Extracted entries
_ _ _ _ _ _ _
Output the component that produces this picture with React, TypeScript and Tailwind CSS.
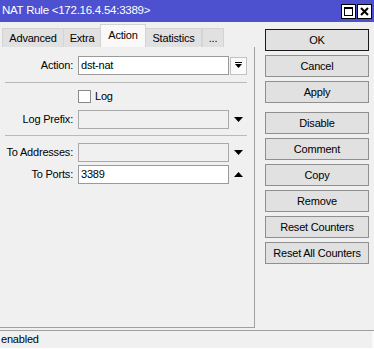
_ _ _ _ _ _ _
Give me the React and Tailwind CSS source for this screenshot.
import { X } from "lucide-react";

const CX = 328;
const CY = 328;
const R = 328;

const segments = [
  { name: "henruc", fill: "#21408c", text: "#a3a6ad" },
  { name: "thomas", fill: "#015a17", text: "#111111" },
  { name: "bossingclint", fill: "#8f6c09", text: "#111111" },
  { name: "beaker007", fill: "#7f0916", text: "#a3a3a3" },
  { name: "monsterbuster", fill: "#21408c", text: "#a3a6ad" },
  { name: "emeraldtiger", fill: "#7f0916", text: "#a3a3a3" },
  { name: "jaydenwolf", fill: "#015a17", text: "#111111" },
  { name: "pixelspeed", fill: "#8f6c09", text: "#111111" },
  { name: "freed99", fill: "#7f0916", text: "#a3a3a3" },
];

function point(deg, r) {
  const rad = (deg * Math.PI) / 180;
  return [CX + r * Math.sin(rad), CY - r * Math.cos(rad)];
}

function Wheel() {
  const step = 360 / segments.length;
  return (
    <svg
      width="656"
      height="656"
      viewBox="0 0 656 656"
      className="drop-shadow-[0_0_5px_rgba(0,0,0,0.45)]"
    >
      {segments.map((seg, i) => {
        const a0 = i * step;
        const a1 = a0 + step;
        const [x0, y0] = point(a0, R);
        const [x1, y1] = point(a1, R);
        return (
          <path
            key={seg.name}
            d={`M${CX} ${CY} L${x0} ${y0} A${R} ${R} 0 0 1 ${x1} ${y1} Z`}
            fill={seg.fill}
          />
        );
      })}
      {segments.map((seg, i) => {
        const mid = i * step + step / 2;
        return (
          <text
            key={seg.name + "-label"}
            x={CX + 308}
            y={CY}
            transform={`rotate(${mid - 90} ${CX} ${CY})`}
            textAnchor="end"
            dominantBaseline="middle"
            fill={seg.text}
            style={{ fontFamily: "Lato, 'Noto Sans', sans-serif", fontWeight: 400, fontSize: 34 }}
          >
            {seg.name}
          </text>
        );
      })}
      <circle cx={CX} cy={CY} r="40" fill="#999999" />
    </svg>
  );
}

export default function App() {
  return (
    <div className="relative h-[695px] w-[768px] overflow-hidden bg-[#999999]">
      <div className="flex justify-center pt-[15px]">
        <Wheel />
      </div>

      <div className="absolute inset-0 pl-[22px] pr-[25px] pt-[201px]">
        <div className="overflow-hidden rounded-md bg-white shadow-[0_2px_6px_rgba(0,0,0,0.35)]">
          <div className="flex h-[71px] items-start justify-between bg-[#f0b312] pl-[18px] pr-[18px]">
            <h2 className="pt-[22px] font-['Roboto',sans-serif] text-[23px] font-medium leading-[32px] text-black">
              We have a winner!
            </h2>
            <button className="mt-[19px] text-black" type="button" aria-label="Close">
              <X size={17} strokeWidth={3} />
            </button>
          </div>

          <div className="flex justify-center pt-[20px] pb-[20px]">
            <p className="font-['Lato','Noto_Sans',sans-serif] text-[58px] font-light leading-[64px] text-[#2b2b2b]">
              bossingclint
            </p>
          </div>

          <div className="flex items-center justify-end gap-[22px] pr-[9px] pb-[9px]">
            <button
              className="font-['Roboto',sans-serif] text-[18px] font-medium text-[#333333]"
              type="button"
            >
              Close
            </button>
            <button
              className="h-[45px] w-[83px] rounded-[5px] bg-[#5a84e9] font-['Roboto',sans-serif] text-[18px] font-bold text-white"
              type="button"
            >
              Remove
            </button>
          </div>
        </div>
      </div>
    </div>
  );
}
_ _ _ _ _ _ _
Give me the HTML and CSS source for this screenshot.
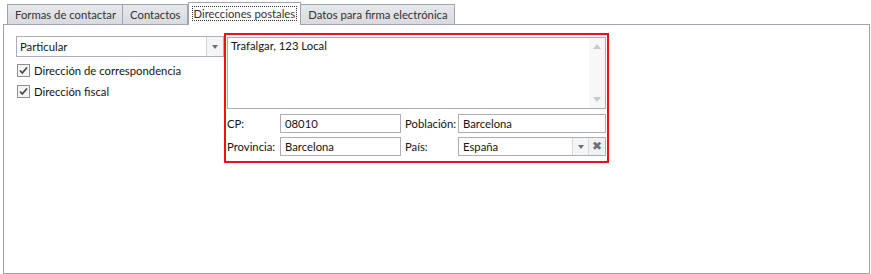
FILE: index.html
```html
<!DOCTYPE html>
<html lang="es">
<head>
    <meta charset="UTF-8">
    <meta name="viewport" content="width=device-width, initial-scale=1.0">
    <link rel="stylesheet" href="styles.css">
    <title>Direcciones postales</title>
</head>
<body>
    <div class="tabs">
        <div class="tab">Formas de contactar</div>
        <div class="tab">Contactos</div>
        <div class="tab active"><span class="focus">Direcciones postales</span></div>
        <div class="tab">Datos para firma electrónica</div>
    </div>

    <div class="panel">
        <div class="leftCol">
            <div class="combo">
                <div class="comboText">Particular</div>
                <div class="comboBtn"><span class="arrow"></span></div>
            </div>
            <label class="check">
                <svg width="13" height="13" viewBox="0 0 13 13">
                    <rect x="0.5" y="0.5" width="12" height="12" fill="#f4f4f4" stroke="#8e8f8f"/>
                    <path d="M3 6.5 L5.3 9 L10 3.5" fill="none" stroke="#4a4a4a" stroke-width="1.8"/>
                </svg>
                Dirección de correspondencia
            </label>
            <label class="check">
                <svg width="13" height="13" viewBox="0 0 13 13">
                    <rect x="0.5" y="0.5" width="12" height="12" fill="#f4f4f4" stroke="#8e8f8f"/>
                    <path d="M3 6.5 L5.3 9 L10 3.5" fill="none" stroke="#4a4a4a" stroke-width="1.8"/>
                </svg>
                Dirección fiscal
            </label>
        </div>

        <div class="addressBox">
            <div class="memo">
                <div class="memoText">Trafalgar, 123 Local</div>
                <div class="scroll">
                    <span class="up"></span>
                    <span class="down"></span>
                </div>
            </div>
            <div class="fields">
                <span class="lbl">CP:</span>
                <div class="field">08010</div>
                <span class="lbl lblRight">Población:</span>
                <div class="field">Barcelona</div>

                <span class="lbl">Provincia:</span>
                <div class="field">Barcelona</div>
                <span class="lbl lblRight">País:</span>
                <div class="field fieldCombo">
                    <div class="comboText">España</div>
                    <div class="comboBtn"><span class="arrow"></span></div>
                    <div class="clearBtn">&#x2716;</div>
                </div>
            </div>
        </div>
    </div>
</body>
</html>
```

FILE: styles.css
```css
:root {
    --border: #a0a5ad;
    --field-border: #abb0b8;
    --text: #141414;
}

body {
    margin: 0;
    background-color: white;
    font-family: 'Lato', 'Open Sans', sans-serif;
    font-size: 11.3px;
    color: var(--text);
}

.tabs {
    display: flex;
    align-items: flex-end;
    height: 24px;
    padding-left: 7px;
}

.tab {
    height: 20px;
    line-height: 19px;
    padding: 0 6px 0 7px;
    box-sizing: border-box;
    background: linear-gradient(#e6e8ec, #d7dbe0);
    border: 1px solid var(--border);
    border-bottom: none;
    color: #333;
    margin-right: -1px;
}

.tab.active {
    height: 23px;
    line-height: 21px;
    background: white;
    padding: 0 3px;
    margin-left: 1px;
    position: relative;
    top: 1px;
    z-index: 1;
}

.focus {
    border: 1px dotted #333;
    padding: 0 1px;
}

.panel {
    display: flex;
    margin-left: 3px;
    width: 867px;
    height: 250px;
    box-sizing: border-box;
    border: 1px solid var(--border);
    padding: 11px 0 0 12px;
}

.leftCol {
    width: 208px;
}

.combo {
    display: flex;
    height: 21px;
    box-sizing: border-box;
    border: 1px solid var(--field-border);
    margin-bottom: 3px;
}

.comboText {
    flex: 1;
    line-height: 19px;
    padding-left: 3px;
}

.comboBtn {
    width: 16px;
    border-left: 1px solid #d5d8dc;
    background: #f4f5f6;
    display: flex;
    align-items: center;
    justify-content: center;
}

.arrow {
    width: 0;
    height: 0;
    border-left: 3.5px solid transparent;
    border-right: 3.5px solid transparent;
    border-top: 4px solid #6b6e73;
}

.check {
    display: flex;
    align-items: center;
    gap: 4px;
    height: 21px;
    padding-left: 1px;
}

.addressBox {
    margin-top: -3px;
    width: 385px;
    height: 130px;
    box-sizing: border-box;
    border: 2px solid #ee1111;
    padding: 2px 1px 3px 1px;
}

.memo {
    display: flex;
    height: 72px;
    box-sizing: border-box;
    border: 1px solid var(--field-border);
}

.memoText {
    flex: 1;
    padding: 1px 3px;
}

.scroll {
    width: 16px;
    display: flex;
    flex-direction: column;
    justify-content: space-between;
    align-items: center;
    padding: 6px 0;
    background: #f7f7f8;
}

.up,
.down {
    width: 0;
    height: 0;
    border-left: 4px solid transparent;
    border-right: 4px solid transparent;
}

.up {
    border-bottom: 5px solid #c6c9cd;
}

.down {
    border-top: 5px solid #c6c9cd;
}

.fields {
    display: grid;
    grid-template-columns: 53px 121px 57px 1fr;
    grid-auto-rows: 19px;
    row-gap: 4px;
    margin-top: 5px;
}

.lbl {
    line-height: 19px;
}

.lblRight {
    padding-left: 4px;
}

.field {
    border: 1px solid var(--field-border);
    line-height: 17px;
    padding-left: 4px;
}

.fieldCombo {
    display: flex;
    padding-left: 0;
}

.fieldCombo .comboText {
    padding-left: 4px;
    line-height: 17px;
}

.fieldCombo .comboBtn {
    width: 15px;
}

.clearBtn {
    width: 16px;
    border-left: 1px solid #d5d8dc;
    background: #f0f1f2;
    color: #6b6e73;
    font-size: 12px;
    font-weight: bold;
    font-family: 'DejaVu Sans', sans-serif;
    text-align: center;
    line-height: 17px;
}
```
_ _ _ _ _ _ _
Above are records; repeat only the lines starting at the line with "Give me the React" and ending at the line with "const R = 328;", exactly as they appear, both included.

Answer
Give me the React and Tailwind CSS source for this screenshot.
import { X } from "lucide-react";

const CX = 328;
const CY = 328;
const R = 328;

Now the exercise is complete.